4. Frequently Asked Questions

Q: What are typical aging specifications for different oscillator types?

A: Standard crystal oscillators (XO): ±5 ppm/year. Temperature-compensated (TCXO): ±1 ppm/year. Oven-controlled (OCXO): ±50 ppb/year (5 x 10⁻⁸). High-stability OCXO: ±5 ppb/year after 30 days continuous operation. Rubidium atomic standards: ±1 ppb/year. Cesium beam standards: < 1 x 10⁻¹²/year. These values depend strongly on the resonator design, packaging, and manufacturing quality.

Q: Can frequency aging be reversed or compensated?

A: True aging (crystal lattice changes, stress relaxation) is irreversible. Contamination-related aging (adsorption/desorption) can be partially reversed by baking the oscillator at elevated temperature. Some digital compensation techniques (digital frequency correction in TCXO and OCXO control loops) can electronically cancel aging drift, but the physical resonator aging continues. For the highest stability requirements, periodic recalibration against an external reference is necessary.

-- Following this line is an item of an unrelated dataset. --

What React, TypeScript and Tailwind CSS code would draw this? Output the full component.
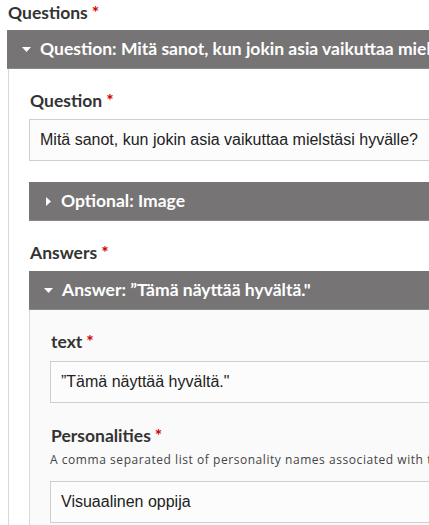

Q: Which test method should I choose?

A: Use active aging (30-90 days) for final qualification and specification verification — it provides the most accurate data under realistic operating conditions. Use accelerated aging (7-30 days at elevated temperature) for early R&D screening, process development, and comparative evaluation of design alternatives. Use extended aging (≥ 1 year) for high-reliability applications (aerospace, telecommunications infrastructure, metrology) before deployment. For production quality monitoring, a reduced-duration active aging test (typically 7-14 days) combined with statistical process control is often sufficient.